“Altered Traits”: Default mode part two


The default mode turns on while we chill out, not doing anything that requires focus and effort; it blossoms during the mind’s downtime.


Conversely, as we focus on some challenge, like grappling with what’s happened to your Wi-Fi signal, the default mode quiets.



With nothing much else to capture our attention, our mind wanders, very often to what’s troubling us—a root cause of everyday angst.



For this reason, when Harvard researchers asked thousands of people to report their mental focus and mood at random points through the day, their conclusion was that “a wandering mind is an unhappy mind.”



This self-system mulls over our life—especially the problems we face, the difficulties in our relationships, our worries and anxieties.



Because the self ruminates on what’s bothering us, we feel relieved when we can turn it off.



One of the great appeals of high-risk sports like rock climbing seems to be just that—the danger of the sport demands a full focus on where to put your hand or foot next.
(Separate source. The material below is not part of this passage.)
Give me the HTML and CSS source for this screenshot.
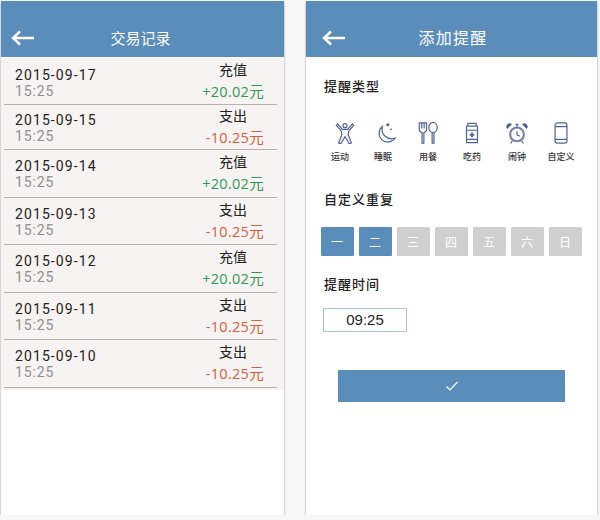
FILE: index.html
```html
<!DOCTYPE html>
<html lang="zh-CN">
<head>
  <meta charset="UTF-8">
  <title>交易记录 / 添加提醒</title>
  <link rel="stylesheet" href="styles.css">
</head>
<body>
  <div class="screens">

    <div class="screen screen-list">
      <div class="header">
        <svg class="back" width="24" height="16" viewBox="0 0 24 16"><path d="M23 8H2M9 1.5 2 8l7 6.5" fill="none" stroke="#fff" stroke-width="2.4"/></svg>
        <div class="header-title">交易记录</div>
      </div>
      <div class="records">
        <div class="record top"><div class="when"><div class="date">2015-09-17</div><div class="time">15:25</div></div><div class="info"><div class="kind">充值</div><div class="amount plus">+20.02元</div></div></div>
        <div class="record short"><div class="when"><div class="date">2015-09-15</div><div class="time">15:25</div></div><div class="info"><div class="kind">支出</div><div class="amount minus">-10.25元</div></div></div>
        <div class="record"><div class="when"><div class="date">2015-09-14</div><div class="time">15:25</div></div><div class="info"><div class="kind">充值</div><div class="amount plus">+20.02元</div></div></div>
        <div class="record"><div class="when"><div class="date">2015-09-13</div><div class="time">15:25</div></div><div class="info"><div class="kind">支出</div><div class="amount minus">-10.25元</div></div></div>
        <div class="record"><div class="when"><div class="date">2015-09-12</div><div class="time">15:25</div></div><div class="info"><div class="kind">充值</div><div class="amount plus">+20.02元</div></div></div>
        <div class="record"><div class="when"><div class="date">2015-09-11</div><div class="time">15:25</div></div><div class="info"><div class="kind">支出</div><div class="amount minus">-10.25元</div></div></div>
        <div class="record"><div class="when"><div class="date">2015-09-10</div><div class="time">15:25</div></div><div class="info"><div class="kind">支出</div><div class="amount minus">-10.25元</div></div></div>
      </div>
    </div>

    <div class="screen screen-form">
      <div class="header">
        <svg class="back" width="24" height="16" viewBox="0 0 24 16"><path d="M23 8H2M9 1.5 2 8l7 6.5" fill="none" stroke="#fff" stroke-width="2.4"/></svg>
        <div class="header-title wide">添加提醒</div>
      </div>

      <div class="section-label first">提醒类型</div>
      <div class="types">
        <div class="type">
          <svg viewBox="0 0 24 24"><circle cx="12" cy="4" r="2.2"/><path d="M4 2 9 8h6l5-6 1.500 1.500L16 10l-.5 4L19 23l-2.500.5L12 16l-4.500 7.500L5 23l3.500-9L8 10 2.500 3.500z"/></svg>
          <span class="nudge-a">运动</span>
        </div>
        <div class="type">
          <svg viewBox="0 0 24 24"><path d="M8 5a9.500 9.500 0 1 0 14 12.500A10.500 10.500 0 0 1 8 5z"/><circle class="solid" cx="14" cy="3" r="1.700"/><circle class="solid" cx="17.500" cy="8" r="1"/></svg>
          <span class="nudge-b">睡眠</span>
        </div>
        <div class="type">
          <svg viewBox="0 0 24 24"><path d="M2.500 1v7q0 3 3 3.500V23h2V11.500q3-.5 3-3.500V1zM5.200 1v6M7.800 1v6"/><ellipse cx="17.500" cy="6" rx="4.500" ry="5.500"/><path d="M16.500 11.500V23h2V11.500"/></svg>
          <span>用餐</span>
        </div>
        <div class="type">
          <svg viewBox="0 0 24 24"><path d="M7.500 1.500h9v3h-9zM6 4.500h12V22.500H6zM6 9h12M6 19h12"/><path class="solid" d="M11 11.500h2v1.500h1.500v2H13v1.500h-2V15H9.500v-2H11z"/></svg>
          <span>吃药</span>
        </div>
        <div class="type">
          <svg viewBox="0 0 24 24"><circle class="ring" cx="12" cy="13.500" r="7.500"/><path d="M12 10v4l3 1.500M10.500 2.500h3M12 2.500v3M7 20.500l-2 3M17 20.500l2 3"/><path class="solid" d="M6.500 2.500 1.500 7.500a3.500 3.500 0 0 1 5-5zM17.500 2.500l5 5a3.500 3.500 0 0 0-5-5z"/></svg>
          <span>闹钟</span>
        </div>
        <div class="type">
          <svg viewBox="0 0 24 24"><rect x="5.500" y="1" width="13" height="22" rx="2.500"/><path d="M5.500 5h13M5.500 19h13"/></svg>
          <span>自定义</span>
        </div>
      </div>

      <div class="section-label repeat">自定义重复</div>
      <div class="days">
        <div class="day on">一</div>
        <div class="day on">二</div>
        <div class="day">三</div>
        <div class="day">四</div>
        <div class="day">五</div>
        <div class="day">六</div>
        <div class="day">日</div>
      </div>

      <div class="section-label remind">提醒时间</div>
      <div class="time-box">09:25</div>

      <div class="submit">
        <svg width="14" height="12" viewBox="0 0 14 12"><path d="M1.500 6.500 5 10l7.500-8" fill="none" stroke="#fff" stroke-width="1.200"/></svg>
      </div>
    </div>

  </div>
</body>
</html>
```

FILE: styles.css
```css
body {
  margin: 0;
  background: #f7f7f7;
  font-family: 'Open Sans', 'Noto Sans CJK SC', sans-serif;
}
.screens {
  display: flex;
  gap: 22px;
  padding: 1px 0 0 1px;
}
.screen {
  height: 514px;
  background: #fff;
  box-shadow: 0 2px 2px rgba(0, 0, 0, 0.4);
}
.screen-list {
  width: 283px;
}
.screen-form {
  width: 291px;
}
.header {
  display: flex;
  align-items: center;
  justify-content: center;
  position: relative;
  height: 56px;
  padding-top: 17px;
  box-sizing: border-box;
  background: #5b8dba;
  color: #fff;
}
.back {
  position: absolute;
  left: 10px;
  top: 29px;
}
.screen-form .back {
  left: 16px;
}
.header-title {
  font-size: 15px;
  margin-right: 4px;
}
.header-title.wide {
  font-size: 16px;
  letter-spacing: 1.200px;
  margin: 0 0 0 3px;
  padding-bottom: 1px;
}

/* list */
.records {
  margin-top: 1px;
  padding-bottom: 2px;
  background: #f6f3f2;
}
.record {
  display: flex;
  justify-content: space-between;
  align-items: center;
  height: 47.500px;
  box-sizing: border-box;
  margin: 0 7px 0 3px;
  padding: 0 13px 0 11px;
  border-bottom: 1px solid #b4b2b0;
}
.record.top {
  height: 46.500px;
}
.record.short {
  height: 45.500px;
}
.when {
  padding-top: 3px;
}
.record.top .when {
  padding-top: 5px;
}
.date {
  font-family: Roboto, sans-serif;
  font-size: 14px;
  line-height: 16px;
  letter-spacing: 1.100px;
  color: #222;
}
.time {
  font-family: Roboto, sans-serif;
  font-size: 14px;
  line-height: 17px;
  letter-spacing: 0.900px;
  color: #8f8f8f;
}
.info {
  text-align: right;
}
.kind {
  font-size: 14px;
  line-height: 22px;
  color: #222;
  padding-right: 17px;
}
.amount {
  font-size: 14.500px;
  line-height: 22px;
  letter-spacing: 0.300px;
}
.plus {
  color: #2f9a55;
}
.minus {
  color: #d2603f;
}

/* form */
.section-label {
  font-size: 13px;
  font-weight: 500;
  line-height: 18px;
  letter-spacing: 1px;
  color: #222;
  padding-left: 18px;
}
.section-label.first {
  margin-top: 20px;
}
.section-label.repeat {
  margin-top: 27px;
}
.section-label.remind {
  margin-top: 19px;
}
.types {
  display: grid;
  grid-template-columns: 42px 40px 44px 44px 46px 42px;
  padding-left: 18px;
  margin-top: 27px;
}
.type {
  display: flex;
  flex-direction: column;
  align-items: center;
  gap: 7px;
}
.type svg {
  width: 22px;
  height: 22px;
  fill: none;
  stroke: #4f6496;
  stroke-width: 1.300;
}
.type svg .solid {
  fill: #4f6496;
  stroke: none;
}
.type svg .ring {
  stroke: #74869f;
  stroke-width: 2.400;
}
.type span {
  font-size: 9px;
  font-weight: 500;
  line-height: 12px;
  color: #333;
}
.nudge-a {
  margin-right: 10px;
}
.nudge-b {
  margin-right: 6px;
}
.days {
  display: flex;
  gap: 5px;
  margin: 19px 0 0 14.500px;
}
.day {
  display: flex;
  align-items: center;
  justify-content: center;
  width: 33px;
  height: 29px;
  border-radius: 1px;
  background: #cfcfcf;
  color: #fff;
  font-size: 12px;
}
.day.on {
  background: #5b8dba;
}
.time-box {
  width: 84px;
  height: 24px;
  box-sizing: border-box;
  margin: 15px 0 0 17px;
  border: 1px solid #a9c0d6;
  font-family: 'Liberation Sans', sans-serif;
  font-size: 15px;
  line-height: 22px;
  text-align: center;
  color: #222;
}
.submit {
  display: flex;
  align-items: center;
  justify-content: center;
  width: 227px;
  height: 32px;
  margin: 38px 0 0 32px;
  background: #5b8dba;
}
```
More mundane worries take backstage in the mind.


The same applies to “flow,” the state where people perform at their best.


Paying full attention to what’s at hand, flow research tells us, rates high on the list of what puts us into—and sustains—a joyous state.



The self, in its form as mind-wandering, becomes a distraction, suppressed for the time being.



Managing attention, as we saw in the previous chapter, is an essential ingredient of every variety of meditation.



When we become lost in thoughts during meditation, we’ve fallen into the default mode and its wandering mind.



A basic instruction in almost all forms of meditation urges us to notice when our mind has wandered and then return our focus to the chosen target, say, a mantra or our breathing.



This moment has universal familiarity on contemplative paths.


This simple mental move has a neural correlate: activating the connection between the dorsolateral PFC and the default mode—a connection found to be stronger in long-term meditators than in beginners.



The stronger this connection, the more likely regulatory circuits in the prefrontal cortex inhibit the default areas, quieting the monkey mind—the incessant self-focused chatter that so often fills our minds when nothing else is pressing.